> _THE REQUEST_
Tally the lines in the listing below that include "components". Answer with the count and nothing more.
begin
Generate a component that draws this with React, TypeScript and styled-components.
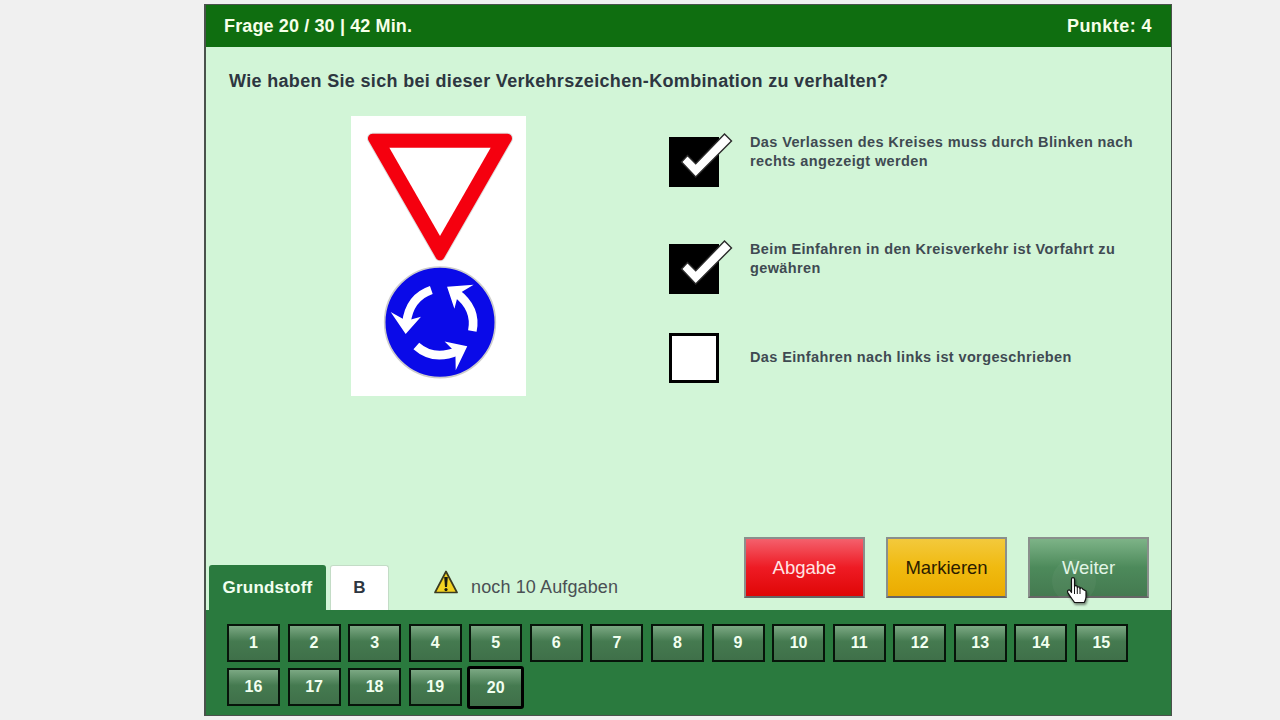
import styled, { createGlobalStyle } from "styled-components";

const GlobalStyle = createGlobalStyle`
  html, body {
    margin: 0;
    padding: 0;
    background: #f0f0f0;
  }
  body {
    font-family: "Liberation Sans", Arial, sans-serif;
  }
`;

const answers = [
  {
    id: 1,
    text: "Das Verlassen des Kreises muss durch Blinken nach rechts angezeigt werden",
    checked: true,
    height: 107,
  },
  {
    id: 2,
    text: "Beim Einfahren in den Kreisverkehr ist Vorfahrt zu gewähren",
    checked: true,
    height: 89,
  },
  { id: 3, text: "Das Einfahren nach links ist vorgeschrieben", checked: false, height: 50 },
];

const questionNumbers = Array.from({ length: 20 }, (_, i) => i + 1);

const RoundaboutArrow = ({ angle }: { angle: number }) => (
  <g transform={`rotate(${angle} 300 637)`}>
    <path d="M274 540 Q208 562 199 640" fill="none" stroke="#fff" strokeWidth="26" strokeLinecap="butt" />
    <polygon points="152,606 197,672 243,620 199,632" fill="#fff" />
  </g>
);

const TrafficSign = () => (
  <SignPicture viewBox="33 18 525 840">
    <polygon points="98,85 502,85 300,437" fill="#ddd" stroke="#ddd" strokeWidth="34" strokeLinejoin="round" />
    <polygon points="98,85 502,85 300,437" fill="#f5000f" stroke="#f5000f" strokeWidth="28" strokeLinejoin="round" />
    <polygon points="148,113 452,113 300,378" fill="#fff" />
    <circle cx="300" cy="637" r="166" fill="#0a0ae8" stroke="#ccc" strokeWidth="5" />
    <RoundaboutArrow angle={0} />
    <RoundaboutArrow angle={120} />
    <RoundaboutArrow angle={240} />
  </SignPicture>
);

const CheckMark = () => (
  <CheckOverlay viewBox="0 0 64 44" width="64" height="44">
    <polygon
      points="12.5,25 18.5,18.5 26.7,26.8 55.5,-3 62.5,4 26.7,40"
      fill="#fff"
      stroke="#2a2a2a"
      strokeWidth="1.4"
    />
  </CheckOverlay>
);

const WarningIcon = () => (
  <WarningGlyph viewBox="0 0 24 24" width="24" height="24">
    <path d="M12 1.5 L23 22.5 H1 Z" fill="#f3d222" stroke="#3a3a20" strokeWidth="1.7" strokeLinejoin="round" />
    <path d="M10.2 7 h3.6 l-.8 10 h-2 Z" fill="#1a1a10" />
    <circle cx="12" cy="19.6" r="1.6" fill="#1a1a10" />
  </WarningGlyph>
);

const HandCursor = () => (
  <CursorIcon viewBox="0 0 20 26" width="20" height="26">
    <path
      d="M4.5 2 C4.5 .2 7.5 .2 7.5 2 V9.5 C7.5 8.4 10.3 8.4 10.3 9.7 V10.5 C10.3 9.6 13 9.6 13 10.8 V11.6 C13 10.6 15.8 10.8 15.8 12.2 L19 14 V20 C19 22.5 18 24 17.2 25.5 H7.5 C6 23 3.5 20.5 .8 15.6 C-.2 13.6 2 12.2 3.2 13.6 L4.5 15.5 Z"
      fill="#fff"
      stroke="#111"
      strokeWidth="1.2"
      strokeLinejoin="round"
    />
    <path d="M7.5 10 V17 M10.3 10.5 V17 M13 11 V17" stroke="#111" strokeWidth="1" fill="none" />
  </CursorIcon>
);

const App = () => {
  return (
    <>
      <GlobalStyle />
      <Frame>
        <Header>
          <span>Frage 20 / 30 | 42 Min.</span>
          <Score>Punkte: 4</Score>
        </Header>
        <Main>
          <Question>Wie haben Sie sich bei dieser Verkehrszeichen-Kombination zu verhalten?</Question>
          <Content>
            <SignCard>
              <TrafficSign />
            </SignCard>
            <AnswerList>
              {answers.map((a) => (
                <AnswerRow key={a.id} $height={a.height} $centered={!a.checked}>
                  <CheckBox $checked={a.checked}>{a.checked && <CheckMark />}</CheckBox>
                  <AnswerText $centered={!a.checked}>{a.text}</AnswerText>
                </AnswerRow>
              ))}
            </AnswerList>
          </Content>
          <BottomRow>
            <Tabs>
              <Tab $active>Grundstoff</Tab>
              <Tab>B</Tab>
            </Tabs>
            <Notice>
              <WarningIcon />
              <span>noch 10 Aufgaben</span>
            </Notice>
            <Actions>
              <ActionButton $top="#f4606c" $mid="#ee1b24" $bottom="#e00606" $color="#ffe4e4">
                Abgabe
              </ActionButton>
              <ActionButton $top="#f3c93c" $mid="#f0ba10" $bottom="#ebab00" $color="#2c1c00">
                Markieren
              </ActionButton>
              <ActionButton $top="#7db387" $mid="#4d8a5b" $bottom="#447a50" $color="#e2f5e6">
                Weiter
                <ClickGlow />
                <HandCursor />
              </ActionButton>
            </Actions>
          </BottomRow>
        </Main>
        <Footer>
          <NumberGrid>
            {questionNumbers.map((n) => (
              <NumberButton key={n} $current={n === 20}>
                {n}
              </NumberButton>
            ))}
          </NumberGrid>
        </Footer>
      </Frame>
    </>
  );
};

const Frame = styled.div`
  box-sizing: border-box;
  width: 968px;
  height: 712px;
  margin: 4px 0 0 204px;
  border: 1px solid #4a524c;
  border-width: 1px 1px 1px 2px;
  background: #d2f5d7;
  display: flex;
  flex-direction: column;
`;

const Header = styled.div`
  height: 42px;
  flex-shrink: 0;
  padding: 0 19px 0 18px;
  background: #0f6e10;
  display: flex;
  align-items: center;
  justify-content: space-between;
  color: #f7ffe9;
  font-size: 18px;
  font-weight: 700;
  letter-spacing: 0.13px;
`;

const Score = styled.span`
  letter-spacing: 0.45px;
`;

const Main = styled.div`
  flex: 1;
  display: flex;
  flex-direction: column;
  min-height: 0;
`;

const Question = styled.div`
  padding: 24px 0 0 23px;
  height: 21px;
  line-height: 21px;
  font-size: 18px;
  font-weight: 700;
  letter-spacing: 0.33px;
  color: #2d3640;
`;

const Content = styled.div`
  flex: 1;
  display: flex;
  padding: 24px 0 0 145px;
`;

const SignCard = styled.div`
  width: 175px;
  height: 280px;
  background: #fff;
`;

const SignPicture = styled.svg`
  display: block;
  width: 175px;
  height: 280px;
`;

const AnswerList = styled.div`
  margin: 21px 0 0 143px;
  display: flex;
  flex-direction: column;
`;

const AnswerRow = styled.div<{ $height: number; $centered: boolean }>`
  height: ${(p) => p.$height}px;
  display: flex;
  align-items: ${(p) => (p.$centered ? "center" : "flex-start")};
`;

const CheckBox = styled.div<{ $checked: boolean }>`
  position: relative;
  box-sizing: border-box;
  flex-shrink: 0;
  width: 50px;
  height: 50px;
  background: ${(p) => (p.$checked ? "#000" : "#fff")};
  border: 3px solid #000;
`;

const CheckOverlay = styled.svg`
  position: absolute;
  top: -3px;
  left: -3px;
  overflow: visible;
`;

const AnswerText = styled.div<{ $centered: boolean }>`
  width: 392px;
  margin: ${(p) => (p.$centered ? "-2px" : "-4px")} 0 0 31px;
  font-size: 14.5px;
  line-height: 19px;
  font-weight: 700;
  letter-spacing: 0.38px;
  color: #3f4a52;
`;

const BottomRow = styled.div`
  height: 73px;
  flex-shrink: 0;
  display: flex;
  align-items: flex-end;
  padding-left: 3px;
`;

const Tabs = styled.div`
  display: flex;
  gap: 4px;
`;

const Tab = styled.div<{ $active?: boolean }>`
  box-sizing: border-box;
  width: ${(p) => (p.$active ? "117px" : "59px")};
  height: 45px;
  display: flex;
  align-items: center;
  justify-content: center;
  border-radius: 3px 3px 0 0;
  font-size: 17px;
  letter-spacing: 0.2px;
  font-weight: 700;
  background: ${(p) => (p.$active ? "#2a7a3e" : "#fff")};
  color: ${(p) => (p.$active ? "#f2fff0" : "#2d3640")};
  border: ${(p) => (p.$active ? "none" : "1px solid #c3dcc6")};
  border-bottom: none;
`;

const Notice = styled.div`
  height: 45px;
  margin-left: 45px;
  display: flex;
  align-items: center;
  gap: 13px;
  font-size: 18px;
  letter-spacing: 0.12px;
  color: #4a5054;
`;

const WarningGlyph = styled.svg`
  margin-bottom: 12px;
`;

const Actions = styled.div`
  margin-left: auto;
  margin-right: 22px;
  margin-bottom: 12px;
  display: flex;
  gap: 21px;
`;

const ActionButton = styled.div<{ $top: string; $mid: string; $bottom: string; $color: string }>`
  position: relative;
  box-sizing: border-box;
  width: 121px;
  height: 61px;
  display: flex;
  align-items: center;
  justify-content: center;
  border: 2px solid #8a8f8c;
  border-bottom-color: #666;
  background: linear-gradient(${(p) => p.$top}, ${(p) => p.$mid} 50%, ${(p) => p.$bottom});
  color: ${(p) => p.$color};
  font-size: 18.5px;
`;

const ClickGlow = styled.div`
  position: absolute;
  top: 20px;
  left: 22px;
  width: 44px;
  height: 44px;
  border-radius: 50%;
  background: rgba(255, 255, 255, 0.04);
`;

const CursorIcon = styled.svg`
  position: absolute;
  top: 38px;
  left: 37px;
  filter: drop-shadow(1px 2px 1px rgba(0, 0, 0, 0.45));
`;

const Footer = styled.div`
  height: 105px;
  flex-shrink: 0;
  box-sizing: border-box;
  padding: 14px 0 0 21px;
  background: #2a7a3e;
`;

const NumberGrid = styled.div`
  display: grid;
  grid-template-columns: repeat(15, 53px);
  grid-auto-rows: 38px;
  column-gap: 7.57px;
  row-gap: 6px;
`;

const NumberButton = styled.div<{ $current: boolean }>`
  box-sizing: border-box;
  height: 38px;
  display: flex;
  align-items: center;
  justify-content: center;
  border: 2px solid #07140a;
  background: linear-gradient(#7ba883, #457a50 45%, #3f7049);
  color: #f2fff0;
  font-size: 16px;
  font-weight: 700;
  ${(p) =>
    p.$current &&
    `
    width: 57px;
    height: 43px;
    margin: -2px 0 0 -2px;
    border: 3px solid #000;
    border-radius: 3px;
  `}
`;

export default App;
end
> _ANSWER TO THE EXERCISE_
2